Information provided:
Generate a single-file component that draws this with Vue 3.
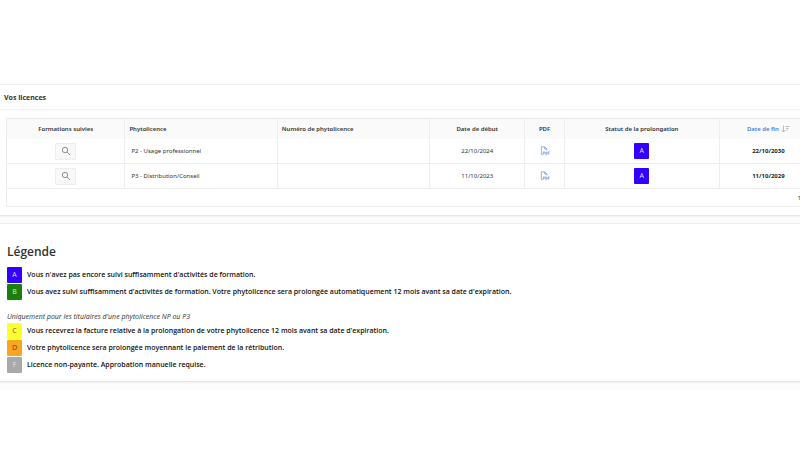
<script setup>
const licences = [
  { name: 'P2 - Usage professionnel', number: '', start: '22/10/2024', status: 'A', end: '22/10/2030' },
  { name: 'P3 - Distribution/Conseil', number: '', start: '11/10/2023', status: 'A', end: '11/10/2029' },
]

const generalLegend = [
  { code: 'A', text: "Vous n'avez pas encore suivi suffisamment d'activités de formation." },
  { code: 'B', text: "Vous avez suivi suffisamment d'activités de formation. Votre phytolicence sera prolongée automatiquement 12 mois avant sa date d'expiration." },
]

const paidLegend = [
  { code: 'C', text: "Vous recevrez la facture relative à la prolongation de votre phytolicence 12 mois avant sa date d'expiration." },
  { code: 'D', text: 'Votre phytolicence sera prolongée moyennant le paiement de la rétribution.' },
  { code: 'F', text: 'Licence non-payante. Approbation manuelle requise.' },
]
</script>

<template>
  <main class="page">
    <section class="panel">
      <h2 class="panel-title">Vos licences</h2>
      <div class="panel-body">
        <table class="report">
          <colgroup>
            <col class="w-formations" />
            <col class="w-text" />
            <col class="w-text" />
            <col class="w-date" />
            <col class="w-pdf" />
            <col class="w-status" />
            <col class="w-end" />
          </colgroup>
          <thead>
            <tr>
              <th scope="col">Formations suivies</th>
              <th scope="col" class="left">Phytolicence</th>
              <th scope="col" class="left">Numéro de phytolicence</th>
              <th scope="col">Date de début</th>
              <th scope="col">PDF</th>
              <th scope="col">Statut de la prolongation</th>
              <th scope="col" aria-sort="descending">
                <a href="#" class="sort">
                  Date de fin
                  <svg class="sort-icon" viewBox="0 0 9 8" aria-hidden="true">
                    <path d="M2.5 0.5V7M0.5 5L2.5 7L4.5 5M4.5 1.5H8.5M5 3.5H7.5M5.5 5.5H6.5" />
                  </svg>
                </a>
              </th>
            </tr>
          </thead>
          <tbody>
            <tr v-for="licence in licences" :key="licence.name">
              <td>
                <button type="button" class="search" aria-label="Formations suivies">
                  <svg viewBox="0 0 10 10" aria-hidden="true">
                    <circle cx="4" cy="4" r="2.7" />
                    <path d="M6 6L9 9" />
                  </svg>
                </button>
              </td>
              <td class="left name">{{ licence.name }}</td>
              <td class="left">{{ licence.number }}</td>
              <td>{{ licence.start }}</td>
              <td>
                <a href="#" class="pdf" aria-label="PDF">
                  <svg viewBox="0 0 18 18" aria-hidden="true">
                    <path d="M5 15.5H2.5V1.5H8.5L12.5 5.5V8M8.5 1.5V5.5H12.5" />
                    <path d="M6 15.5V10.5H7.5Q9 10.5 9 12Q9 13.2 7.5 13.2H6M10.5 10.5V15.5Q13 15.5 13 13Q13 10.5 10.5 10.5M14.8 15.5V10.5H17.3M14.8 13H17" />
                  </svg>
                </a>
              </td>
              <td><span class="badge" :class="`badge-${licence.status}`">{{ licence.status }}</span></td>
              <td class="end">{{ licence.end }}</td>
            </tr>
          </tbody>
          <tfoot>
            <tr>
              <td colspan="7" class="pagination">1</td>
            </tr>
          </tfoot>
        </table>
      </div>
    </section>

    <section class="panel legend">
      <h2 class="legend-title">Légende</h2>
      <ul class="legend-list">
        <li v-for="item in generalLegend" :key="item.code">
          <span class="badge" :class="`badge-${item.code}`">{{ item.code }}</span>
          <strong>{{ item.text }}</strong>
        </li>
      </ul>
      <p class="note">Uniquement pour les titulaires d'une phytolicence NP ou P3</p>
      <ul class="legend-list">
        <li v-for="item in paidLegend" :key="item.code">
          <span class="badge" :class="`badge-${item.code}`">{{ item.code }}</span>
          <strong>{{ item.text }}</strong>
        </li>
      </ul>
    </section>
  </main>
</template>

<style>
body {
  background: #fff;
}
</style>

<style scoped>
.page {
  display: flex;
  flex-direction: column;
  gap: 7px;
  margin: 84px 0 0;
  padding-bottom: 8px;
  overflow: hidden;
  background: #fcfcfc;
  color: #333;
  font-family: "Open Sans", "Noto Sans", sans-serif;
  font-size: 6px;
  line-height: 8px;
}
.panel {
  border-top: 1px solid #eee;
  border-bottom: 1px solid #e8e8e8;
  background: #fff;
  box-shadow: 0 1px 1px #f3f3f3;
}
.panel-title {
  margin: 0;
  padding: 6px 4px 4px;
  border-bottom: 1px solid #f3f3f3;
  font-size: 7px;
  line-height: 14px;
  font-weight: 700;
}
.panel-body {
  padding: 8px 0 8px 6px;
}
.report {
  width: calc(100% + 18px);
  border: 1px solid #eaeaea;
  border-collapse: collapse;
  table-layout: fixed;
  font-family: "Noto Sans", "Open Sans", sans-serif;
}
.w-formations { width: 14.6%; }
.w-text { width: 18.8%; }
.w-date { width: 11.7%; }
.w-pdf { width: 4.9%; }
.w-status { width: 19.1%; }
.w-end { width: 12.1%; }
th,
td {
  padding: 0 4px;
  border-right: 1px solid #eee;
  text-align: center;
  white-space: nowrap;
}
th {
  height: 20px;
  background: #fafafa;
  font-weight: 600;
}
td {
  height: 24px;
  border-bottom: 1px solid #eee;
  color: #333;
}
.left {
  text-align: left;
}
.name {
  padding-left: 6px;
}
.end {
  color: #222;
  font-weight: 700;
}
.report .pagination {
  height: 17px;
  padding-right: 16px;
  text-align: right;
}
.sort {
  display: inline-flex;
  align-items: center;
  gap: 2px;
  color: #4a7bd4;
  text-decoration: none;
}
.sort-icon {
  width: 9px;
  height: 8px;
  fill: none;
  stroke: #aaa;
  stroke-width: 0.8;
}
.search {
  display: flex;
  align-items: center;
  justify-content: center;
  width: 21px;
  height: 17px;
  margin: 0 auto;
  padding: 0;
  border: 1px solid #eee;
  border-radius: 1px;
  background: #f8f8f8;
}
.search svg {
  width: 10px;
  height: 10px;
  fill: none;
  stroke: #777;
  stroke-width: 0.8;
}
.pdf {
  display: flex;
  justify-content: center;
}
.pdf svg {
  width: 10px;
  height: 10px;
  fill: none;
  stroke: #6f93d8;
  stroke-width: 1.3;
}
.badge {
  display: inline-flex;
  flex: none;
  align-items: center;
  justify-content: center;
  width: 15px;
  height: 16px;
  border-radius: 1px;
  font-size: 7px;
  vertical-align: middle;
}
.badge-A { background: #30f; color: #ddf; }
.badge-B { background: #1b800b; color: #cec; }
.badge-C { background: #ffff2b; color: #555; }
.badge-D { background: #f9a520; color: #543; }
.badge-F { background: #a9a9a9; color: #e4e4e4; }
.legend {
  padding: 19px 7px 8px;
}
.legend-title {
  margin: 0 0 7px;
  font-size: 12px;
  line-height: 17px;
  font-weight: 600;
}
.legend-list {
  display: flex;
  flex-direction: column;
  gap: 1px;
  margin: 0;
  padding: 0;
  list-style: none;
}
.legend-list li {
  display: flex;
  align-items: center;
  gap: 5px;
}
.legend-list strong {
  color: #111;
  font-size: 7px;
  font-weight: 600;
}
.note {
  margin: 13px 0 2px;
  font-size: 7px;
  font-style: italic;
}
</style>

Your instructions:
Repeat the listing in full and exactly. Do not include any images.

Solved problem:
Generate a single-file component that draws this with Vue 3.
<script setup>
const licences = [
  { name: 'P2 - Usage professionnel', number: '', start: '22/10/2024', status: 'A', end: '22/10/2030' },
  { name: 'P3 - Distribution/Conseil', number: '', start: '11/10/2023', status: 'A', end: '11/10/2029' },
]

const generalLegend = [
  { code: 'A', text: "Vous n'avez pas encore suivi suffisamment d'activités de formation." },
  { code: 'B', text: "Vous avez suivi suffisamment d'activités de formation. Votre phytolicence sera prolongée automatiquement 12 mois avant sa date d'expiration." },
]

const paidLegend = [
  { code: 'C', text: "Vous recevrez la facture relative à la prolongation de votre phytolicence 12 mois avant sa date d'expiration." },
  { code: 'D', text: 'Votre phytolicence sera prolongée moyennant le paiement de la rétribution.' },
  { code: 'F', text: 'Licence non-payante. Approbation manuelle requise.' },
]
</script>

<template>
  <main class="page">
    <section class="panel">
      <h2 class="panel-title">Vos licences</h2>
      <div class="panel-body">
        <table class="report">
          <colgroup>
            <col class="w-formations" />
            <col class="w-text" />
            <col class="w-text" />
            <col class="w-date" />
            <col class="w-pdf" />
            <col class="w-status" />
            <col class="w-end" />
          </colgroup>
          <thead>
            <tr>
              <th scope="col">Formations suivies</th>
              <th scope="col" class="left">Phytolicence</th>
              <th scope="col" class="left">Numéro de phytolicence</th>
              <th scope="col">Date de début</th>
              <th scope="col">PDF</th>
              <th scope="col">Statut de la prolongation</th>
              <th scope="col" aria-sort="descending">
                <a href="#" class="sort">
                  Date de fin
                  <svg class="sort-icon" viewBox="0 0 9 8" aria-hidden="true">
                    <path d="M2.5 0.5V7M0.5 5L2.5 7L4.5 5M4.5 1.5H8.5M5 3.5H7.5M5.5 5.5H6.5" />
                  </svg>
                </a>
              </th>
            </tr>
          </thead>
          <tbody>
            <tr v-for="licence in licences" :key="licence.name">
              <td>
                <button type="button" class="search" aria-label="Formations suivies">
                  <svg viewBox="0 0 10 10" aria-hidden="true">
                    <circle cx="4" cy="4" r="2.7" />
                    <path d="M6 6L9 9" />
                  </svg>
                </button>
              </td>
              <td class="left name">{{ licence.name }}</td>
              <td class="left">{{ licence.number }}</td>
              <td>{{ licence.start }}</td>
              <td>
                <a href="#" class="pdf" aria-label="PDF">
                  <svg viewBox="0 0 18 18" aria-hidden="true">
                    <path d="M5 15.5H2.5V1.5H8.5L12.5 5.5V8M8.5 1.5V5.5H12.5" />
                    <path d="M6 15.5V10.5H7.5Q9 10.5 9 12Q9 13.2 7.5 13.2H6M10.5 10.5V15.5Q13 15.5 13 13Q13 10.5 10.5 10.5M14.8 15.5V10.5H17.3M14.8 13H17" />
                  </svg>
                </a>
              </td>
              <td><span class="badge" :class="`badge-${licence.status}`">{{ licence.status }}</span></td>
              <td class="end">{{ licence.end }}</td>
            </tr>
          </tbody>
          <tfoot>
            <tr>
              <td colspan="7" class="pagination">1</td>
            </tr>
          </tfoot>
        </table>
      </div>
    </section>

    <section class="panel legend">
      <h2 class="legend-title">Légende</h2>
      <ul class="legend-list">
        <li v-for="item in generalLegend" :key="item.code">
          <span class="badge" :class="`badge-${item.code}`">{{ item.code }}</span>
          <strong>{{ item.text }}</strong>
        </li>
      </ul>
      <p class="note">Uniquement pour les titulaires d'une phytolicence NP ou P3</p>
      <ul class="legend-list">
        <li v-for="item in paidLegend" :key="item.code">
          <span class="badge" :class="`badge-${item.code}`">{{ item.code }}</span>
          <strong>{{ item.text }}</strong>
        </li>
      </ul>
    </section>
  </main>
</template>

<style>
body {
  background: #fff;
}
</style>

<style scoped>
.page {
  display: flex;
  flex-direction: column;
  gap: 7px;
  margin: 84px 0 0;
  padding-bottom: 8px;
  overflow: hidden;
  background: #fcfcfc;
  color: #333;
  font-family: "Open Sans", "Noto Sans", sans-serif;
  font-size: 6px;
  line-height: 8px;
}
.panel {
  border-top: 1px solid #eee;
  border-bottom: 1px solid #e8e8e8;
  background: #fff;
  box-shadow: 0 1px 1px #f3f3f3;
}
.panel-title {
  margin: 0;
  padding: 6px 4px 4px;
  border-bottom: 1px solid #f3f3f3;
  font-size: 7px;
  line-height: 14px;
  font-weight: 700;
}
.panel-body {
  padding: 8px 0 8px 6px;
}
.report {
  width: calc(100% + 18px);
  border: 1px solid #eaeaea;
  border-collapse: collapse;
  table-layout: fixed;
  font-family: "Noto Sans", "Open Sans", sans-serif;
}
.w-formations { width: 14.6%; }
.w-text { width: 18.8%; }
.w-date { width: 11.7%; }
.w-pdf { width: 4.9%; }
.w-status { width: 19.1%; }
.w-end { width: 12.1%; }
th,
td {
  padding: 0 4px;
  border-right: 1px solid #eee;
  text-align: center;
  white-space: nowrap;
}
th {
  height: 20px;
  background: #fafafa;
  font-weight: 600;
}
td {
  height: 24px;
  border-bottom: 1px solid #eee;
  color: #333;
}
.left {
  text-align: left;
}
.name {
  padding-left: 6px;
}
.end {
  color: #222;
  font-weight: 700;
}
.report .pagination {
  height: 17px;
  padding-right: 16px;
  text-align: right;
}
.sort {
  display: inline-flex;
  align-items: center;
  gap: 2px;
  color: #4a7bd4;
  text-decoration: none;
}
.sort-icon {
  width: 9px;
  height: 8px;
  fill: none;
  stroke: #aaa;
  stroke-width: 0.8;
}
.search {
  display: flex;
  align-items: center;
  justify-content: center;
  width: 21px;
  height: 17px;
  margin: 0 auto;
  padding: 0;
  border: 1px solid #eee;
  border-radius: 1px;
  background: #f8f8f8;
}
.search svg {
  width: 10px;
  height: 10px;
  fill: none;
  stroke: #777;
  stroke-width: 0.8;
}
.pdf {
  display: flex;
  justify-content: center;
}
.pdf svg {
  width: 10px;
  height: 10px;
  fill: none;
  stroke: #6f93d8;
  stroke-width: 1.3;
}
.badge {
  display: inline-flex;
  flex: none;
  align-items: center;
  justify-content: center;
  width: 15px;
  height: 16px;
  border-radius: 1px;
  font-size: 7px;
  vertical-align: middle;
}
.badge-A { background: #30f; color: #ddf; }
.badge-B { background: #1b800b; color: #cec; }
.badge-C { background: #ffff2b; color: #555; }
.badge-D { background: #f9a520; color: #543; }
.badge-F { background: #a9a9a9; color: #e4e4e4; }
.legend {
  padding: 19px 7px 8px;
}
.legend-title {
  margin: 0 0 7px;
  font-size: 12px;
  line-height: 17px;
  font-weight: 600;
}
.legend-list {
  display: flex;
  flex-direction: column;
  gap: 1px;
  margin: 0;
  padding: 0;
  list-style: none;
}
.legend-list li {
  display: flex;
  align-items: center;
  gap: 5px;
}
.legend-list strong {
  color: #111;
  font-size: 7px;
  font-weight: 600;
}
.note {
  margin: 13px 0 2px;
  font-size: 7px;
  font-style: italic;
}
</style>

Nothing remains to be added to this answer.